=== TASK REQUIREMENTS ===
Return the material word for word. Do not include the pictures.

=== MATERIAL ===
>>>>>

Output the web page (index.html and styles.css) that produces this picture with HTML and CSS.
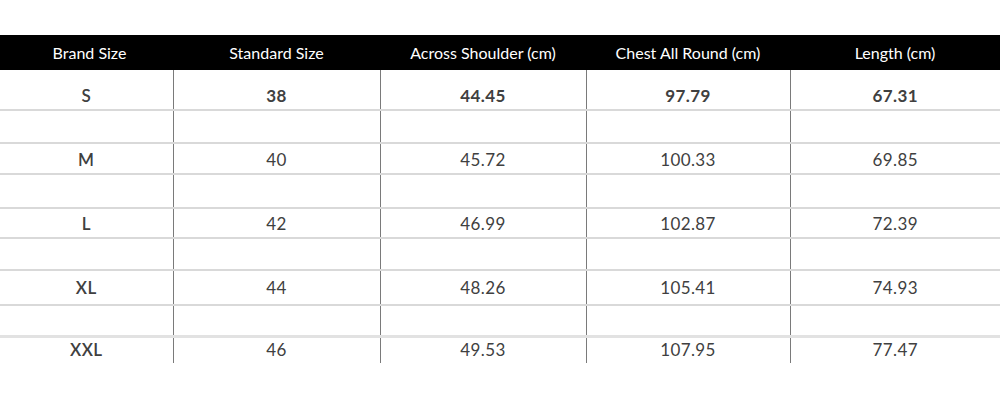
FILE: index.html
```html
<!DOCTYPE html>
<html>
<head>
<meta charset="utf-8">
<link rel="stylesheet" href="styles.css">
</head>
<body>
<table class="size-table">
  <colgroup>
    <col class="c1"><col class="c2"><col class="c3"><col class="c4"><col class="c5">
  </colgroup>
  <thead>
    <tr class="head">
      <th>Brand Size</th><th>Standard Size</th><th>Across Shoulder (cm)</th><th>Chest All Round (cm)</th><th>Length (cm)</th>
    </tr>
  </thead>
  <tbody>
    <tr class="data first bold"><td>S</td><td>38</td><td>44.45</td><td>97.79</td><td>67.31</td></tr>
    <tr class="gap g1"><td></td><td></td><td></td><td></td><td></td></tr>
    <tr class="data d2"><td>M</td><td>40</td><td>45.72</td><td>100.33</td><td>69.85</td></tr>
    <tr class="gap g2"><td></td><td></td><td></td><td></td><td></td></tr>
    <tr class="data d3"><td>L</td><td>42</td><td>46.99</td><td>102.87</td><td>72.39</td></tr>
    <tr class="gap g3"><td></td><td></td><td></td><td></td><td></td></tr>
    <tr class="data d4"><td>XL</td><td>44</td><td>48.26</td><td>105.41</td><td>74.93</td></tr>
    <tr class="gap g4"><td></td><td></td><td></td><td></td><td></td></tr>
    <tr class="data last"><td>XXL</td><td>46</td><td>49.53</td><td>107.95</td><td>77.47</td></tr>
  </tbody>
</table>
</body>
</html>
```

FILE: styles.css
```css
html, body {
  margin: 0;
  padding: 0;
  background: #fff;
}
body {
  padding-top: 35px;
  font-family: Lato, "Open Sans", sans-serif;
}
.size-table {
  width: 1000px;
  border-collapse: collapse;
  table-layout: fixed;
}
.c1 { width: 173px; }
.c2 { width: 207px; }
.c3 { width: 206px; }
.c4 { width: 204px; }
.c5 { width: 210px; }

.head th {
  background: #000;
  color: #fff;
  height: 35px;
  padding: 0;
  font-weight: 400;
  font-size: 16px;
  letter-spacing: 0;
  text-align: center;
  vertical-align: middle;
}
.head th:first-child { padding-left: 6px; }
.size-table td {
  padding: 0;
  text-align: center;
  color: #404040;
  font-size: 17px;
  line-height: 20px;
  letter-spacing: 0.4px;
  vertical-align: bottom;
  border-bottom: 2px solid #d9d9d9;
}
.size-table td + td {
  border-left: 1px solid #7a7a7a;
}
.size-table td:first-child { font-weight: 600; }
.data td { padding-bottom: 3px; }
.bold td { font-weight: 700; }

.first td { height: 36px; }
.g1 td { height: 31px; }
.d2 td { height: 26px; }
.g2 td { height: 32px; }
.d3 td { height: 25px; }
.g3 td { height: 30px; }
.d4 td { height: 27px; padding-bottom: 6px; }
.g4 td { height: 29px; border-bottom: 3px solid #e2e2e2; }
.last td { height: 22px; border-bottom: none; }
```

<<<<<

=== ANSWER TO THE TASK ===
Output the web page (index.html and styles.css) that produces this picture with HTML and CSS.
FILE: index.html
```html
<!DOCTYPE html>
<html>
<head>
<meta charset="utf-8">
<link rel="stylesheet" href="styles.css">
</head>
<body>
<table class="size-table">
  <colgroup>
    <col class="c1"><col class="c2"><col class="c3"><col class="c4"><col class="c5">
  </colgroup>
  <thead>
    <tr class="head">
      <th>Brand Size</th><th>Standard Size</th><th>Across Shoulder (cm)</th><th>Chest All Round (cm)</th><th>Length (cm)</th>
    </tr>
  </thead>
  <tbody>
    <tr class="data first bold"><td>S</td><td>38</td><td>44.45</td><td>97.79</td><td>67.31</td></tr>
    <tr class="gap g1"><td></td><td></td><td></td><td></td><td></td></tr>
    <tr class="data d2"><td>M</td><td>40</td><td>45.72</td><td>100.33</td><td>69.85</td></tr>
    <tr class="gap g2"><td></td><td></td><td></td><td></td><td></td></tr>
    <tr class="data d3"><td>L</td><td>42</td><td>46.99</td><td>102.87</td><td>72.39</td></tr>
    <tr class="gap g3"><td></td><td></td><td></td><td></td><td></td></tr>
    <tr class="data d4"><td>XL</td><td>44</td><td>48.26</td><td>105.41</td><td>74.93</td></tr>
    <tr class="gap g4"><td></td><td></td><td></td><td></td><td></td></tr>
    <tr class="data last"><td>XXL</td><td>46</td><td>49.53</td><td>107.95</td><td>77.47</td></tr>
  </tbody>
</table>
</body>
</html>
```

FILE: styles.css
```css
html, body {
  margin: 0;
  padding: 0;
  background: #fff;
}
body {
  padding-top: 35px;
  font-family: Lato, "Open Sans", sans-serif;
}
.size-table {
  width: 1000px;
  border-collapse: collapse;
  table-layout: fixed;
}
.c1 { width: 173px; }
.c2 { width: 207px; }
.c3 { width: 206px; }
.c4 { width: 204px; }
.c5 { width: 210px; }

.head th {
  background: #000;
  color: #fff;
  height: 35px;
  padding: 0;
  font-weight: 400;
  font-size: 16px;
  letter-spacing: 0;
  text-align: center;
  vertical-align: middle;
}
.head th:first-child { padding-left: 6px; }
.size-table td {
  padding: 0;
  text-align: center;
  color: #404040;
  font-size: 17px;
  line-height: 20px;
  letter-spacing: 0.4px;
  vertical-align: bottom;
  border-bottom: 2px solid #d9d9d9;
}
.size-table td + td {
  border-left: 1px solid #7a7a7a;
}
.size-table td:first-child { font-weight: 600; }
.data td { padding-bottom: 3px; }
.bold td { font-weight: 700; }

.first td { height: 36px; }
.g1 td { height: 31px; }
.d2 td { height: 26px; }
.g2 td { height: 32px; }
.d3 td { height: 25px; }
.g3 td { height: 30px; }
.d4 td { height: 27px; padding-bottom: 6px; }
.g4 td { height: 29px; border-bottom: 3px solid #e2e2e2; }
.last td { height: 22px; border-bottom: none; }
```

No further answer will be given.